Storm King’s Thunder expects you to either handwave long-distance travel, or to engage in measuring exact distances between locations, and tracking rations and random encounters day by day. But for all the movement rates and rations and encounter charts, the game never really gives you a procedure for those days. What are they supposed to look like or feel like? Is it just supposed to be dice rolling and bookkeeping until they reach their destination?
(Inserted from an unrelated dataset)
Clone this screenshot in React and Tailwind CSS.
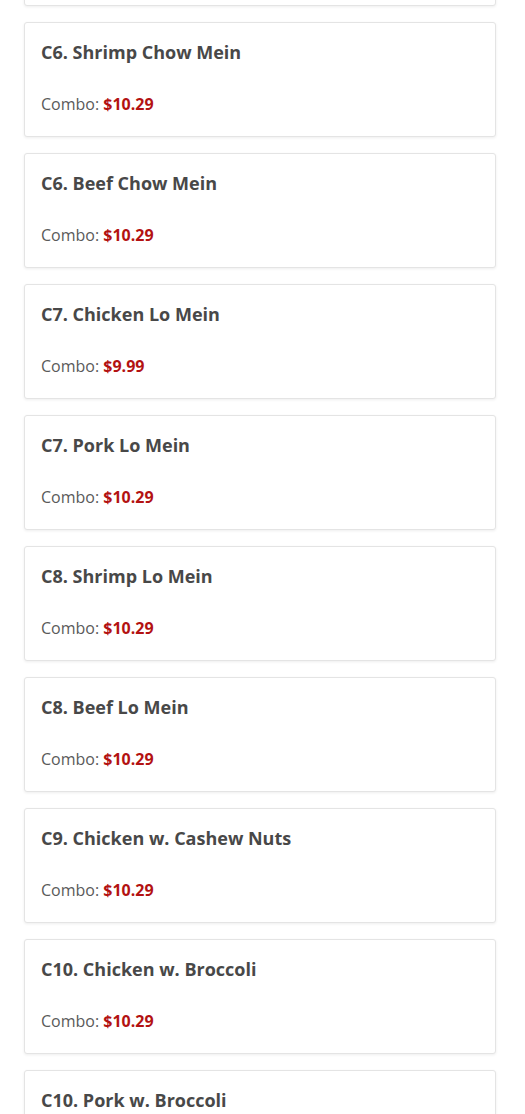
import React from 'react';

const items = [
  { name: 'C5. Beef w. Broccoli', price: '$10.29' },
  { name: 'C6. Shrimp Chow Mein', price: '$10.29' },
  { name: 'C6. Beef Chow Mein', price: '$10.29' },
  { name: 'C7. Chicken Lo Mein', price: '$9.99' },
  { name: 'C7. Pork Lo Mein', price: '$10.29' },
  { name: 'C8. Shrimp Lo Mein', price: '$10.29' },
  { name: 'C8. Beef Lo Mein', price: '$10.29' },
  { name: 'C9. Chicken w. Cashew Nuts', price: '$10.29' },
  { name: 'C10. Chicken w. Broccoli', price: '$10.29' },
  { name: 'C10. Pork w. Broccoli', price: '$10.29' },
];

export default function App() {
  return (
    <div className="h-[1114px] overflow-hidden bg-white font-['Open_Sans',sans-serif]">
      <div className="-mt-[109px] ml-6 flex w-[472px] flex-col gap-4">
        {items.map((item, i) => (
          <div
            key={i}
            className="rounded-[3px] border border-[#e4e4e4] bg-white px-4 pt-4 pb-5 shadow-[0_1px_3px_rgba(0,0,0,0.07)]"
          >
            <h3 className="text-[18px] leading-[26px] font-bold text-[#484848]">{item.name}</h3>
            <p className="mt-[27px] text-[16px] leading-[24px] text-[#5a5a5a]">
              Combo: <span className="font-bold text-[#b31212]">{item.price}</span>
            </p>
          </div>
        ))}
      </div>
    </div>
  );
}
There is a great opportunity to gamify travel when it is needed for the adventure’s tone. Storm King’s Thunder would have been a great adventure to say “when you travel more than X miles, another event related to the giants triggers.” Most of the giant based events aren’t triggered by time, but rather are keyed to a few cities and towns that the PCs might wander into. Having some kind of clock that ticks off based on clear triggers would have been great.

Emerging Expectations

D&D creates some great adventures, and builds some great tools, but then fails to create some of the connective tissue between the literal thing that the rules model, and how to bring that to the table in a clear, actionable model. To some extent, this is very much the long shadow of the earliest adventures in the game. Often, early D&D adventures were “here is a mega-dungeon, and here are some rules for adjudicating wandering around that dungeon,” and “here is a wilderness area, and here are some rules for wandering around the wilderness to see what’s out there.”
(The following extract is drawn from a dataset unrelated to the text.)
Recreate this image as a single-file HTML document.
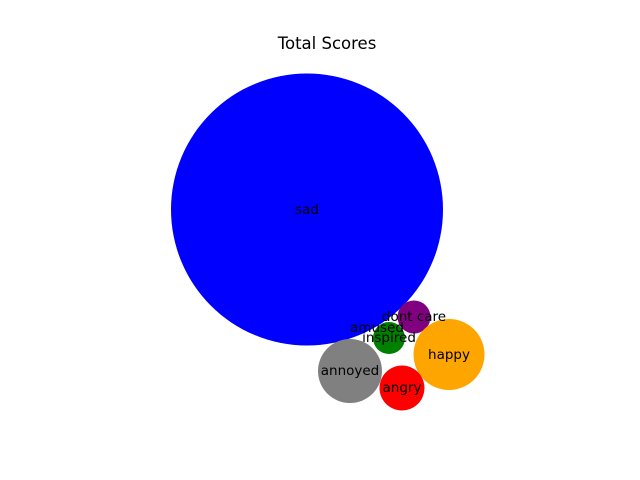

It didn’t take long for the game to develop scenarios that were more dependent on interaction, investigation, and reacting to the actions of proactive villains, but those adventures didn’t add a lot of new solutions for resolving those styles of adventures.

What Would I Like to See?

  • More bullet points explaining what the takeaway for a scene or encounter area should be
  • Distinct, clear statements about what an encounter is about, and what other adventure elements it may be tied to
  • Pertinent information formatted to underscore important information—information in the middle of a paragraph, without anything to make it stand out, isn’t idea for reference
  • Visual representation of trackers for the passage of time and what consequences trigger when those trackers fill up
  • Clear triggers that don’t rely on the DM shifting their brain from “game space” to “simulationist space” to track actual time or distance
  • Parallel development of ancillary product that serve as tools for running adventures, rather than second party development after the adventure has been developed

I’m going to throw this out there, but honestly? Adventures should be boxed sets. I don’t know how feasible this is, but it does allow for more build in tools that are developed as part of the adventure creation process.

D&D isn’t a bad game, and it’s got some great designers and some wonderful idea people.

This isn’t their shortcoming, it’s part of the culture around D&D that is resistant to change. D&D builds awesome structures on either side of a metaphorical ravine. Since it’s not THAT far across, it’s always assumed people will either learn to climb down one side and up the other, or get a running jump, but that gap was never part of the assumed design space of the game.

The traditional solution for this has been to look at the people that can’t climb or jump that far, and have people that know them offer to help, rather than developing a default procedure for building a bridge that might benefit everyone, with the knowledge that people that still want to climb or jump can live their dreams.